To be done: Determine the number of lines containing the word "screenshot". Reply with it and nothing else.

****************************************

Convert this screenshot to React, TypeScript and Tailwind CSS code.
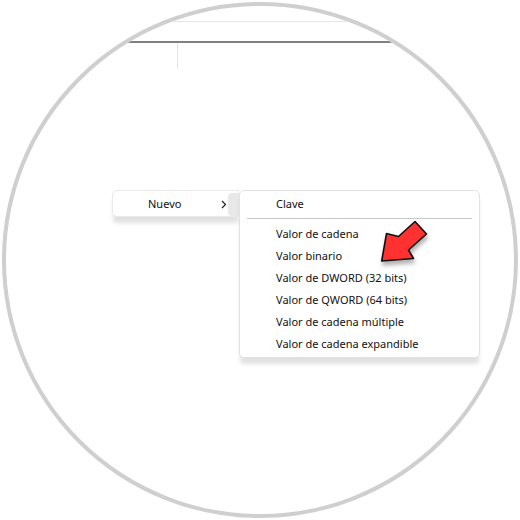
const items = [
  "Valor de cadena",
  "Valor binario",
  "Valor de DWORD (32 bits)",
  "Valor de QWORD (64 bits)",
  "Valor de cadena múltiple",
  "Valor de cadena expandible",
];

const font = { fontFamily: '"Noto Sans", "Segoe UI", sans-serif' };

function Chevron() {
  return (
    <svg width="6" height="9" viewBox="0 0 6 9" className="shrink-0">
      <path d="M1 1 L4.5 4.5 L1 8" fill="none" stroke="#222" strokeWidth="1.2" />
    </svg>
  );
}

function RedArrow() {
  return (
    <svg
      width="75"
      height="75"
      viewBox="0 0 75 75"
      className="absolute left-[365px] top-[205px] drop-shadow-[1px_4px_2px_rgba(0,0,0,0.3)]"
    >
      <polygon
        points="16.7,56 48.5,53.5 43.5,45 61.5,29 50,16.5 33.5,31.5 21.5,28.5"
        fill="#ff3131"
        stroke="#111"
        strokeWidth="1.6"
        strokeLinejoin="round"
      />
    </svg>
  );
}

export default function App() {
  return (
    <div className="relative w-[520px] h-[520px] bg-white p-[2px]" style={font}>
      <div className="w-[516px] h-[516px] rounded-full border-[4px] border-[#cfcfcf] overflow-hidden bg-white">
        {/* header strip */}
        <div className="mt-[15px] h-[22px] border-t border-[#e6e6e6] border-b-2 border-b-[#7e8089]" />
        <div className="h-[25px] w-[172px] border-r border-[#e3e3e3]" />

        {/* menus */}
        <div className="mt-[122px] ml-[106px] flex items-start text-[11px] text-[#111]">
          <div className="w-[127px] h-[27px] bg-white border border-[#e9e9e9] rounded-l-[5px] shadow-[0_7px_4px_-1px_rgba(0,0,0,0.12)] pt-[2px]">
            <div className="h-[22px] flex items-center pl-[35px]">
              <span>Nuevo</span>
              <div className="flex-1" />
              <Chevron />
              <div className="ml-[1px] w-[10px] h-[23px] rounded-l-[4px] bg-[#e8e8e8]" />
            </div>
          </div>

          <div className="w-[241px] h-[168px] bg-white border border-[#e2e2e2] rounded-[5px] shadow-[0_7px_4px_-1px_rgba(0,0,0,0.12)] pt-[2px] px-[7px]">
            <div className="h-[22px] leading-[22px] pl-[29px]">Clave</div>
            <div className="mt-[3px] h-px bg-[#c9c9c9]" />
            <div className="mt-[4px] flex flex-col">
              {items.map((t) => (
                <div key={t} className="h-[22px] leading-[22px] pl-[29px]">
                  {t}
                </div>
              ))}
            </div>
          </div>
        </div>
      </div>
      <RedArrow />
    </div>
  );
}
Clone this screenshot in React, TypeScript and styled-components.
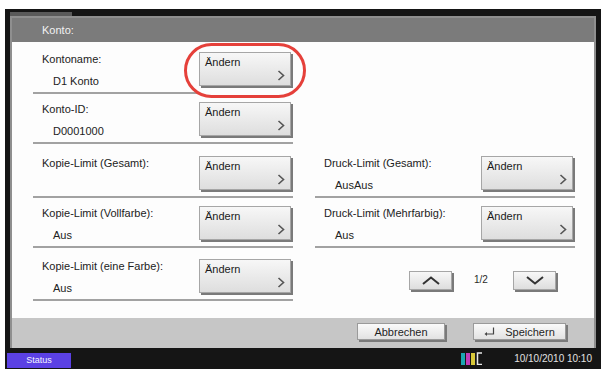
import React from "react";
import styled, { createGlobalStyle } from "styled-components";

const Global = createGlobalStyle`
  html, body { margin: 0; padding: 0; background: #ffffff; }
  body { font-family: "Liberation Sans", Arial, sans-serif; }
`;

const Page = styled.div`
  padding: 9px 0 0 5px;
`;

const Frame = styled.div`
  width: 596px;
  height: 360px;
  background: #151515;
  display: flex;
  flex-direction: column;
`;

const TopStrip = styled.div`
  height: 7px;
  display: flex;
  align-items: flex-end;
  padding-left: 5px;
`;

const Tab = styled.div`
  width: 62px;
  height: 4px;
  background: #5a5a5a;
`;

const Window = styled.div`
  margin: 0 5px;
  border: 2px solid #8f8f8f;
  border-bottom: 0;
  display: flex;
  flex-direction: column;
`;

const Header = styled.div`
  height: 24px;
  background: #7b7b7b;
  color: #f2f2f2;
  font-size: 11px;
  line-height: 24px;
  padding-left: 30px;
`;

const Content = styled.div`
  position: relative;
  height: 276px;
  box-sizing: border-box;
  background: #fdfdfd;
  padding: 0 19px 0 21px;
  display: grid;
  grid-template-columns: 260px 260px;
  column-gap: 22px;
  grid-template-rows: 52px 50px 54px 50px 53px;
  align-content: start;
`;

const Cell = styled.div`
  display: flex;
  align-items: flex-end;
  padding: 0 0 6px 9px;
  border-bottom: 2px solid #a2a2a2;
`;

const EmptyCell = styled.div``;

const LabelBlock = styled.div`
  flex: 1;
  height: 34px;
  display: flex;
  flex-direction: column;
  color: #222;
  font-size: 11px;
  line-height: 14px;
`;

const Label = styled.div``;

const Value = styled.div`
  margin-top: 8px;
  padding-left: 11px;
`;

const ChangeButton = styled.button`
  position: relative;
  z-index: 2;
  width: 92px;
  height: 34px;
  margin: 0 2px 0 0;
  padding: 3px 5px;
  box-sizing: border-box;
  border: 1px solid #a6a6a6;
  background: linear-gradient(#f7f7f7, #dedede);
  box-shadow: 2px 2px 0 #7a7a7a;
  font-family: inherit;
  font-size: 11px;
  line-height: 13px;
  color: #1a1a1a;
  text-align: left;
  display: flex;
  flex-direction: column;
  justify-content: space-between;
`;

const Chevron = styled.svg`
  align-self: flex-end;
  margin: 0 0 1px 0;
`;

const Oval = styled.div`
  position: absolute;
  z-index: 1;
  left: 172px;
  top: 1px;
  width: 122px;
  height: 55px;
  box-sizing: border-box;
  border: 3px solid #e5403a;
  border-radius: 28px;
  background: #fdfdfd;
`;

const PagerCell = styled.div`
  display: flex;
  justify-content: flex-end;
  align-items: flex-end;
  padding: 0 19px 11px 0;
`;

const PagerButton = styled.button`
  width: 43px;
  height: 19px;
  padding: 0;
  box-sizing: border-box;
  border: 1px solid #a6a6a6;
  background: linear-gradient(#f7f7f7, #dedede);
  box-shadow: 2px 2px 0 #7a7a7a;
  display: flex;
  align-items: center;
  justify-content: center;
`;

const PageText = styled.div`
  width: 14px;
  margin: 0 25px 0 22px;
  font-size: 10px;
  line-height: 19px;
  color: #2a2a2a;
  position: relative;
  top: -1px;
`;

const Footer = styled.div`
  height: 30px;
  box-sizing: border-box;
  background: #c6c6c6;
  display: flex;
  justify-content: flex-end;
  align-items: flex-start;
  gap: 28px;
  padding: 5px 28px 0 0;
`;

const FooterButton = styled.button<{ $w: number }>`
  width: ${(p) => p.$w}px;
  height: 17px;
  padding: 0 6px;
  box-sizing: border-box;
  border: 1px solid #9a9a9a;
  background: linear-gradient(#fafafa, #e2e2e2);
  box-shadow: 2px 2px 0 #7a7a7a;
  font-family: inherit;
  font-size: 11px;
  color: #1f1f1f;
  display: flex;
  align-items: center;
  justify-content: center;
  gap: 10px;
`;

const StatusBar = styled.div`
  height: 21px;
  box-sizing: border-box;
  display: flex;
  align-items: flex-end;
  padding: 0 9px 1px 2px;
`;

const StatusTab = styled.div`
  width: 64px;
  height: 15px;
  background: #5b41e4;
  color: #f4f4ff;
  font-size: 9px;
  line-height: 15px;
  text-align: center;
`;

const Spacer = styled.div`
  flex: 1;
`;

const Toner = styled.svg`
  margin: 0 30px 3px 0;
`;

const DateText = styled.div`
  color: #e2e2e2;
  font-size: 10px;
  line-height: 18px;
`;

const ChevronIcon = () => (
  <Chevron width="8" height="11" viewBox="0 0 8 11">
    <path d="M1.5 1 L6.5 5.5 L1.5 10" stroke="#555" strokeWidth="1.6" fill="none" />
  </Chevron>
);

const Change = () => (
  <ChangeButton>
    <span>Ändern</span>
    <ChevronIcon />
  </ChangeButton>
);

type RowProps = { label: string; value?: string };

const SettingRow = ({ label, value }: RowProps) => (
  <Cell>
    <LabelBlock>
      <Label>{label}</Label>
      {value && <Value>{value}</Value>}
    </LabelBlock>
    <Change />
  </Cell>
);

export default function App() {
  return (
    <>
      <Global />
      <Page>
        <Frame>
          <TopStrip>
            <Tab />
          </TopStrip>
          <Window>
            <Header>Konto:</Header>
            <Content>
              <Oval />
              <SettingRow label="Kontoname:" value="D1 Konto" />
              <EmptyCell />
              <SettingRow label="Konto-ID:" value="D0001000" />
              <EmptyCell />
              <SettingRow label="Kopie-Limit (Gesamt):" />
              <SettingRow label="Druck-Limit (Gesamt):" value="AusAus" />
              <SettingRow label="Kopie-Limit (Vollfarbe):" value="Aus" />
              <SettingRow label="Druck-Limit (Mehrfarbig):" value="Aus" />
              <SettingRow label="Kopie-Limit (eine Farbe):" value="Aus" />
              <PagerCell>
                <PagerButton>
                  <svg width="20" height="9" viewBox="0 0 20 9">
                    <path d="M2 8 L10 1.5 L18 8" stroke="#333" strokeWidth="2" fill="none" />
                  </svg>
                </PagerButton>
                <PageText>1/2</PageText>
                <PagerButton>
                  <svg width="20" height="9" viewBox="0 0 20 9">
                    <path d="M2 1 L10 7.5 L18 1" stroke="#333" strokeWidth="2" fill="none" />
                  </svg>
                </PagerButton>
              </PagerCell>
            </Content>
            <Footer>
              <FooterButton $w={88}>Abbrechen</FooterButton>
              <FooterButton $w={93}>
                <svg width="11" height="9" viewBox="0 0 11 9">
                  <path d="M9.5 0.5 V7 H2" stroke="#444" strokeWidth="1.2" fill="none" />
                  <path d="M0.5 7 L3 5 V9 Z" fill="#444" />
                </svg>
                <span>Speichern</span>
              </FooterButton>
            </Footer>
          </Window>
          <StatusBar>
            <StatusTab>Status</StatusTab>
            <Spacer />
            <Toner width="23" height="13" viewBox="0 0 23 13">
              <rect x="0" y="1" width="4" height="12" fill="#1aa6b0" />
              <rect x="5" y="1" width="4" height="12" fill="#c03cb8" />
              <rect x="10" y="1" width="4" height="12" fill="#d8c83a" />
              <path d="M21 1 H16.5 V12.5 H21" stroke="#e8e8e8" strokeWidth="1.5" fill="none" />
            </Toner>
            <DateText>10/10/2010 10:10</DateText>
          </StatusBar>
        </Frame>
      </Page>
    </>
  );
}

****************************************

Full response: 2